═════ INFORMATION SHOWN
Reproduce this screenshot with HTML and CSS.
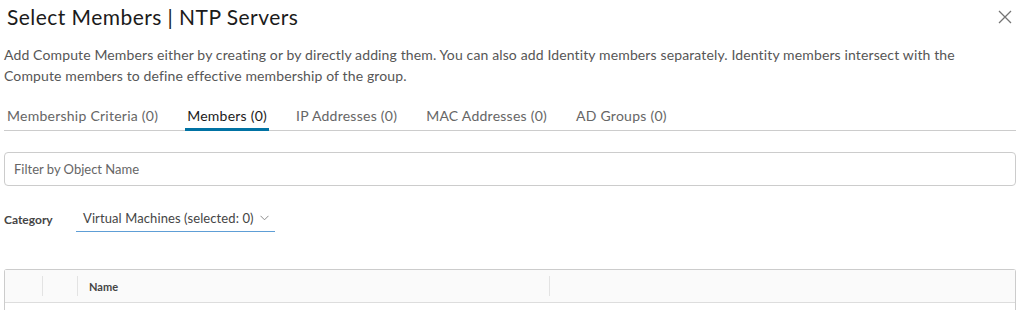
FILE: index.html
```html
<!DOCTYPE html>
<html lang="en">
<head>
    <meta charset="UTF-8">
    <title>Select Members | NTP Servers</title>
    <link rel="stylesheet" href="styles.css">
</head>
<body>
    <div class="modal">
        <div class="modal-header">
            <h2 class="modal-title">Select Members | NTP Servers</h2>
            <button class="close-btn" aria-label="Close">
                <svg width="14" height="14" viewBox="0 0 14 14">
                    <path d="M1 1 L13 13 M13 1 L1 13" stroke="#747474" stroke-width="1.3" fill="none"/>
                </svg>
            </button>
        </div>

        <p class="intro">Add Compute Members either by creating or by directly adding them. You can also add Identity members separately. Identity members intersect with the Compute members to define effective membership of the group.</p>

        <ul class="tabs">
            <li class="tab">Membership Criteria (0)</li>
            <li class="tab active">Members (0)</li>
            <li class="tab">IP Addresses (0)</li>
            <li class="tab">MAC Addresses (0)</li>
            <li class="tab">AD Groups (0)</li>
        </ul>

        <input class="filter" type="text" placeholder="Filter by Object Name">

        <div class="category-row">
            <span class="category-label">Category</span>
            <div class="select">
                <span>Virtual Machines (selected: 0)</span>
                <svg width="9" height="6" viewBox="0 0 9 6">
                    <path d="M0.5 0.8 L4.5 4.8 L8.5 0.8" stroke="#8c8c8c" stroke-width="1" fill="none"/>
                </svg>
            </div>
        </div>

        <div class="grid">
            <div class="grid-head">
                <div class="cell cell-check"></div>
                <div class="cell cell-expand"></div>
                <div class="cell cell-name">Name</div>
                <div class="cell cell-rest"></div>
            </div>
        </div>
    </div>
</body>
</html>
```

FILE: styles.css
```css
body {
    margin: 0;
    font-family: Lato, "Open Sans", sans-serif;
    color: #565656;
    background: #fff;
    overflow: hidden;
}

.modal {
    padding: 0 8px 0 4px;
}

.modal-header {
    display: flex;
    align-items: center;
    justify-content: space-between;
    height: 33px;
}

.modal-title {
    margin: 0 0 0 3px;
    font-size: 21px;
    font-weight: 400;
    letter-spacing: 0.45px;
    color: #1b1b1b;
}

.close-btn {
    border: none;
    background: none;
    padding: 0;
    margin-right: 4px;
    display: flex;
}

.intro {
    margin: 11px 0 0 0;
    font-size: 14px;
    line-height: 21px;
    letter-spacing: 0.13px;
    color: #565656;
}

.tabs {
    list-style: none;
    display: flex;
    gap: 29px;
    margin: 14px 0 0 0;
    padding: 0 0 0 3px;
    border-bottom: 1px solid #cccccc;
}

.tab {
    font-size: 14px;
    letter-spacing: 0.25px;
    color: #666666;
    padding: 7px 0 4px 0;
    border-bottom: 3px solid transparent;
    margin-bottom: -1px;
}

.tab.active {
    color: #1b1b1b;
    border-bottom-color: #0072a3;
    padding: 7px 2px 4px;
    margin-left: -2px;
    margin-right: -2px;
}

.filter {
    display: block;
    box-sizing: border-box;
    width: 100%;
    height: 34px;
    margin-top: 21px;
    padding: 0 9px;
    border: 1px solid #cccccc;
    border-radius: 4px;
    font-family: inherit;
    font-size: 13px;
    color: #565656;
}

.filter::placeholder {
    color: #666666;
}

.category-row {
    display: flex;
    align-items: center;
    margin-top: 20px;
}

.category-label {
    width: 72px;
    font-size: 12px;
    font-weight: 700;
    color: #454545;
}

.select {
    display: flex;
    align-items: center;
    gap: 6px;
    padding: 4px 6px 5px 7px;
    border-bottom: 1px solid #5e9ed6;
    font-size: 13px;
    letter-spacing: 0.1px;
    color: #454545;
}

.grid {
    margin-top: 37px;
    border: 1px solid #cccccc;
    border-bottom: none;
    border-radius: 3px 3px 0 0;
    height: 40px;
}

.grid-head {
    display: flex;
    height: 32px;
    align-items: center;
    background: #fafafa;
    border-bottom: 1px solid #dddddd;
}

.cell {
    height: 20px;
    display: flex;
    align-items: center;
    border-right: 1px solid #e3e3e3;
}

.cell-check {
    width: 37px;
}

.cell-expand {
    width: 34px;
}

.cell-name {
    width: 460px;
    padding-left: 11px;
    font-size: 11px;
    font-weight: 700;
    color: #454545;
}

.cell-rest {
    flex: 1;
    border-right: none;
}
```
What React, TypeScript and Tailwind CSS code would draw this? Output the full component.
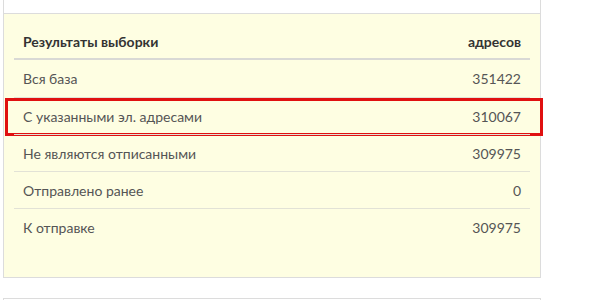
import React from "react";

const rows: { label: string; value: string; marked?: boolean }[] = [
  { label: "Вся база", value: "351422" },
  { label: "С указанными эл. адресами", value: "310067", marked: true },
  { label: "Не являются отписанными", value: "309975" },
  { label: "Отправлено ранее", value: "0" },
  { label: "К отправке", value: "309975" },
];

export default function App() {
  return (
    <div
      className="w-[591px] h-[300px] overflow-hidden bg-white pl-[3px]"
      style={{ fontFamily: 'Lato, "Open Sans", "Liberation Sans", sans-serif' }}
    >
      <div className="w-[538px] flex flex-col">
        {/* previous card, scrolled mostly out of view */}
        <div className="h-[14px] bg-white border-x border-b border-[#dcdcdc]" />

        {/* selection results panel */}
        <div className="relative bg-[#fefee2] border-x border-b border-[#dcdcdc] px-[10px] pt-[10px] pb-[32px]">
          <div className="flex items-center justify-between h-[36px] px-[9px] border-b-2 border-[#d9d9d5] text-[14px] font-bold text-[#333]">
            <span>Результаты выборки</span>
            <span>адресов</span>
          </div>
          {rows.map((r, i) => (
            <div
              key={r.label}
              className={`relative flex items-center justify-between h-[37px] px-[9px] text-[14px] text-[#555] ${
                i === 0 ? "" : "border-t border-[#e2e2d6]"
              }`}
            >
              <span>{r.label}</span>
              <span>{r.value}</span>
              {r.marked && (
                <div className="absolute left-[-9px] right-[-13px] top-[0px] bottom-[-2px] border-[3px] border-[#e01010] pointer-events-none" />
              )}
            </div>
          ))}
        </div>

        {/* next card */}
        <div className="mt-[20px] h-[40px] bg-white border border-[#dcdcdc]" />
      </div>
    </div>
  );
}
══════════
OBJECTIVE:
Except for the pictures, write out exactly the lines from the line that contains "What React, TypeScript" through the line that contains "import React from", including both.

OUTPUT OF THE EXERCISE:
What React, TypeScript and Tailwind CSS code would draw this? Output the full component.
import React from "react";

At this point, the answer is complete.